The Merchant Navy Memorial was designed by Daryl Jackson Alastair Swayn Pty Ltd architects and built from funds collected by the Merchant Navy War Memorial Fund Limited. It is located located at the edge of Lake Burley Griffin because of its association with water.

HMAS Canberra Memorial

The HMAS Canberra Memorial commemorates both the ship, HMAS Canberra, and those who served on her. Built in Scotland in 1927, the Canberra was a Kent Class heavy cruiser, commissioned into the Royal Australian Navy in 1928.

During World War II the Canberra served in both the South Atlantic and Indian Oceans. It escorted Australian troops to Singapore in 1942 and in May of that year took part in the Battle of the Coral Sea, providing support for United States Marines at Guadalcanal. On 9 August 1942, at the Battle of Savo Island, the Allied fleet was surprised by a Japanese fleet. The Canberra was hit 24 times within less than two minutes - 84 seamen were lost.
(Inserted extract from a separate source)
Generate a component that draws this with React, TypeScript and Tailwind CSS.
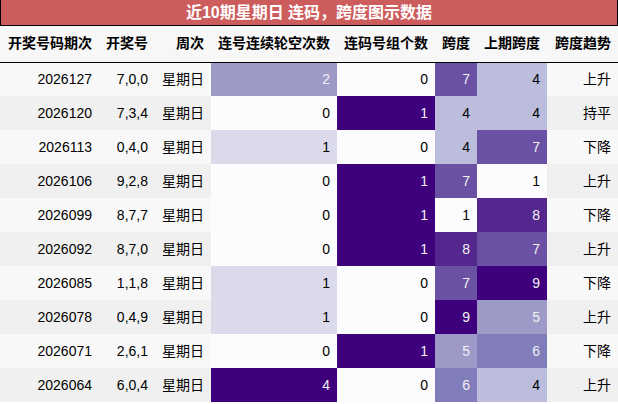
import React from "react";

const P = (v: number) => {
  const stops = ["#fcfbfd", "#efedf5", "#dadaeb", "#bcbddc", "#9e9ac8", "#807dba", "#6a51a3", "#54278f", "#3f007d"];
  const i = Math.round(v * 8);
  return stops[Math.max(0, Math.min(8, i))];
};
const dark = (v: number) => v >= 0.5;

type Row = [string, string, number, number, number, number, string];
const rows: Row[] = [
  ["2026127", "7,0,0", 2, 0, 7, 4, "上升"],
  ["2026120", "7,3,4", 0, 1, 4, 4, "持平"],
  ["2026113", "0,4,0", 1, 0, 4, 7, "下降"],
  ["2026106", "9,2,8", 0, 1, 7, 1, "上升"],
  ["2026099", "8,7,7", 0, 1, 1, 8, "下降"],
  ["2026092", "8,7,0", 0, 1, 8, 7, "上升"],
  ["2026085", "1,1,8", 1, 0, 7, 9, "下降"],
  ["2026078", "0,4,9", 1, 0, 9, 5, "上升"],
  ["2026071", "2,6,1", 0, 1, 5, 6, "下降"],
  ["2026064", "6,0,4", 4, 0, 6, 4, "上升"],
];

const headers = ["开奖号码期次", "开奖号", "周次", "连号连续轮空次数", "连码号组个数", "跨度", "上期跨度", "跨度趋势"];
const widths = [99, 56, 56, 126, 98, 42, 70, 71];

function GradCell({ value, norm }: { value: number; norm: number }) {
  return (
    <td
      className="px-[7px] text-right"
      style={{ backgroundColor: P(norm), color: dark(norm) ? "#f1f1f1" : "#000000" }}
    >
      {value}
    </td>
  );
}

export default function App() {
  return (
    <div
      className="w-[618px] h-[404px] overflow-hidden bg-white text-[14px] text-black"
      style={{ fontFamily: '"Liberation Sans", "Noto Sans CJK SC", sans-serif' }}
    >
      <div className="h-[26px] bg-[#cd5c5c] border-x border-b border-black flex items-center justify-center text-white font-bold text-[16px] leading-none">
        近10期星期日 连码，跨度图示数据
      </div>
      <table className="table-fixed border-collapse w-[618px]">
        <colgroup>
          {widths.map((w, i) => (
            <col key={i} style={{ width: w }} />
          ))}
        </colgroup>
        <thead>
          <tr className="h-[36px] bg-[#f7f7f7] border-b border-black">
            {headers.map((h, i) => (
              <th key={i} className="px-[7px] text-right font-bold whitespace-nowrap">
                {h}
              </th>
            ))}
          </tr>
        </thead>
        <tbody>
          {rows.map((r, i) => (
            <tr key={i} className={i % 2 === 0 ? "h-[34px] bg-[#f8f8f8]" : "h-[34px] bg-[#f0f0f0]"}>
              <td className="px-[7px] text-right">{r[0]}</td>
              <td className="px-[7px] text-right">{r[1]}</td>
              <td className="px-[7px] text-right">星期日</td>
              <GradCell value={r[2]} norm={r[2] / 4} />
              <GradCell value={r[3]} norm={r[3]} />
              <GradCell value={r[4]} norm={(r[4] - 1) / 8} />
              <GradCell value={r[5]} norm={(r[5] - 1) / 8} />
              <td className="px-[7px] text-right">{r[6]}</td>
            </tr>
          ))}
        </tbody>
      </table>
    </div>
  );
}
The order to abandon ship was given the next day and the crippled Canberra was sunk by a torpedo from a United States ship. As a mark of respect, the United States renamed one of its ships, then under construction, the USS Canberra.

The memorial is comprised of two components: the bow of the ship and five-tonne anchor and chain typical of those carried on the Canberra. It is located at the edge of Lake Burley Griffin because of the association with water.

The HMAS Canberra Memorial and the Merchant Navy Memorial are located on the northern shore of Lake Burley Griffin, near Aspen Island. Access is from Wendouree Drive, off Constitution Avenue or from Kings Ave (northbound).